Work to be completed
Copy out all the lines exactly. Omit pictures.

** start of Data for this exercise **

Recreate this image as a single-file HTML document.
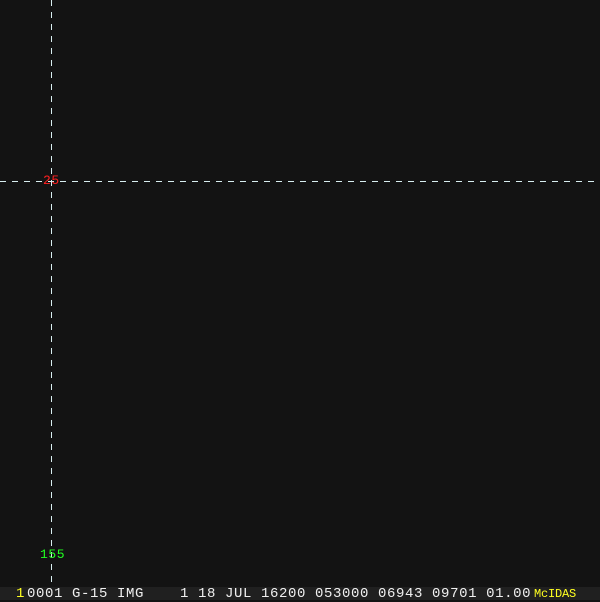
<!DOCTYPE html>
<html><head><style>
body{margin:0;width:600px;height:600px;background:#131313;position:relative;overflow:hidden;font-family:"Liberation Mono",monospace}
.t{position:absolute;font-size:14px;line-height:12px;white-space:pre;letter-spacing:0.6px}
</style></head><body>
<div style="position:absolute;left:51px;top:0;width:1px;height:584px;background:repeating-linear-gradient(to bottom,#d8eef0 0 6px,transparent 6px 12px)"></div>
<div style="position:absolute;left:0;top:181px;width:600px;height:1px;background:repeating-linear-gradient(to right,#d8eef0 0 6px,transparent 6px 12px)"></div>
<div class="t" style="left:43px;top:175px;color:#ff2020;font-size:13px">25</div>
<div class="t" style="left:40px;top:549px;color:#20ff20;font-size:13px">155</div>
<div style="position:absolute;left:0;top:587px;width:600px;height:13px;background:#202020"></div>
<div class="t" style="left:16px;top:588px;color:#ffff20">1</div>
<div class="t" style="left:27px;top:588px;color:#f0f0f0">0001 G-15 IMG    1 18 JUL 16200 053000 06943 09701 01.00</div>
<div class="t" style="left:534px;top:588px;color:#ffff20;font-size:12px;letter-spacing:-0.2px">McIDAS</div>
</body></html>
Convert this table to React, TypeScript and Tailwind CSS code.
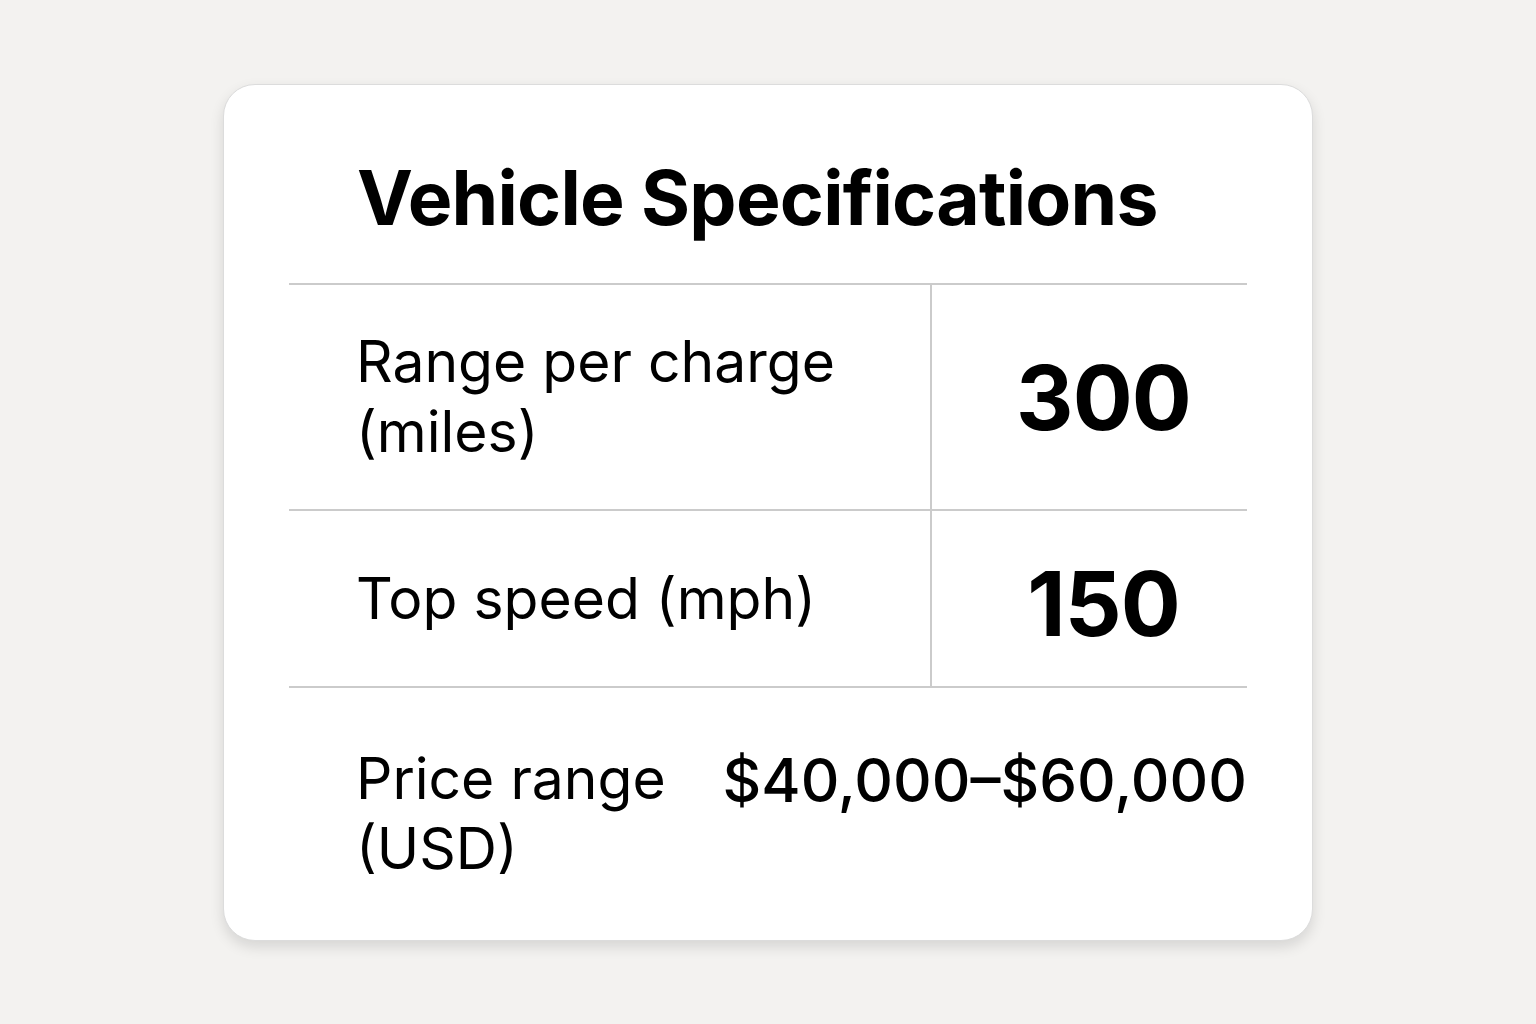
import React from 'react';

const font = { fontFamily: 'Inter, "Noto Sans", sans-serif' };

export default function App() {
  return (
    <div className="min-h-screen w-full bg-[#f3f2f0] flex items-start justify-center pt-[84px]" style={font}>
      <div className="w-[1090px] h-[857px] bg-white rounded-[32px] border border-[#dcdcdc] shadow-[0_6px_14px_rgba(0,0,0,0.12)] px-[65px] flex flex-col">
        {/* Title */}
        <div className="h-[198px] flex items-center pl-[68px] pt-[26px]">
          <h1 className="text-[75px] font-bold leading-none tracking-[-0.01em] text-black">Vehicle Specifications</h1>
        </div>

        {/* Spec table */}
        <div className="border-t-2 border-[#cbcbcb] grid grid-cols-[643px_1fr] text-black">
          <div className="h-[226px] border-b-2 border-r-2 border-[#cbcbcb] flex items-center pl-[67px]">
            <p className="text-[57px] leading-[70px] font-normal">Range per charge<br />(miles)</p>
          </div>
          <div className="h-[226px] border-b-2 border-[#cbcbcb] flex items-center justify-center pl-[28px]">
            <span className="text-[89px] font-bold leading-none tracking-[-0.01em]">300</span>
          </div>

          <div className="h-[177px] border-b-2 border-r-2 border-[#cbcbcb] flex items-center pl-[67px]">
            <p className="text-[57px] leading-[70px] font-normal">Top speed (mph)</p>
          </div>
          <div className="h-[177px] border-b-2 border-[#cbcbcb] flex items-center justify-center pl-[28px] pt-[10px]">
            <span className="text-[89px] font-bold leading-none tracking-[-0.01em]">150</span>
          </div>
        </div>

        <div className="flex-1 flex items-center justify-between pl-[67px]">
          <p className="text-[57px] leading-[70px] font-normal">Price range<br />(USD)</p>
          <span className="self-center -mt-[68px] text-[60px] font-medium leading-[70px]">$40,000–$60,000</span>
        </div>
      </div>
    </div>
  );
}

** end of Data for this exercise **

Correct output
Recreate this image as a single-file HTML document.
<!DOCTYPE html>
<html><head><style>
body{margin:0;width:600px;height:600px;background:#131313;position:relative;overflow:hidden;font-family:"Liberation Mono",monospace}
.t{position:absolute;font-size:14px;line-height:12px;white-space:pre;letter-spacing:0.6px}
</style></head><body>
<div style="position:absolute;left:51px;top:0;width:1px;height:584px;background:repeating-linear-gradient(to bottom,#d8eef0 0 6px,transparent 6px 12px)"></div>
<div style="position:absolute;left:0;top:181px;width:600px;height:1px;background:repeating-linear-gradient(to right,#d8eef0 0 6px,transparent 6px 12px)"></div>
<div class="t" style="left:43px;top:175px;color:#ff2020;font-size:13px">25</div>
<div class="t" style="left:40px;top:549px;color:#20ff20;font-size:13px">155</div>
<div style="position:absolute;left:0;top:587px;width:600px;height:13px;background:#202020"></div>
<div class="t" style="left:16px;top:588px;color:#ffff20">1</div>
<div class="t" style="left:27px;top:588px;color:#f0f0f0">0001 G-15 IMG    1 18 JUL 16200 053000 06943 09701 01.00</div>
<div class="t" style="left:534px;top:588px;color:#ffff20;font-size:12px;letter-spacing:-0.2px">McIDAS</div>
</body></html>
Convert this table to React, TypeScript and Tailwind CSS code.
import React from 'react';

const font = { fontFamily: 'Inter, "Noto Sans", sans-serif' };

export default function App() {
  return (
    <div className="min-h-screen w-full bg-[#f3f2f0] flex items-start justify-center pt-[84px]" style={font}>
      <div className="w-[1090px] h-[857px] bg-white rounded-[32px] border border-[#dcdcdc] shadow-[0_6px_14px_rgba(0,0,0,0.12)] px-[65px] flex flex-col">
        {/* Title */}
        <div className="h-[198px] flex items-center pl-[68px] pt-[26px]">
          <h1 className="text-[75px] font-bold leading-none tracking-[-0.01em] text-black">Vehicle Specifications</h1>
        </div>

        {/* Spec table */}
        <div className="border-t-2 border-[#cbcbcb] grid grid-cols-[643px_1fr] text-black">
          <div className="h-[226px] border-b-2 border-r-2 border-[#cbcbcb] flex items-center pl-[67px]">
            <p className="text-[57px] leading-[70px] font-normal">Range per charge<br />(miles)</p>
          </div>
          <div className="h-[226px] border-b-2 border-[#cbcbcb] flex items-center justify-center pl-[28px]">
            <span className="text-[89px] font-bold leading-none tracking-[-0.01em]">300</span>
          </div>

          <div className="h-[177px] border-b-2 border-r-2 border-[#cbcbcb] flex items-center pl-[67px]">
            <p className="text-[57px] leading-[70px] font-normal">Top speed (mph)</p>
          </div>
          <div className="h-[177px] border-b-2 border-[#cbcbcb] flex items-center justify-center pl-[28px] pt-[10px]">
            <span className="text-[89px] font-bold leading-none tracking-[-0.01em]">150</span>
          </div>
        </div>

        <div className="flex-1 flex items-center justify-between pl-[67px]">
          <p className="text-[57px] leading-[70px] font-normal">Price range<br />(USD)</p>
          <span className="self-center -mt-[68px] text-[60px] font-medium leading-[70px]">$40,000–$60,000</span>
        </div>
      </div>
    </div>
  );
}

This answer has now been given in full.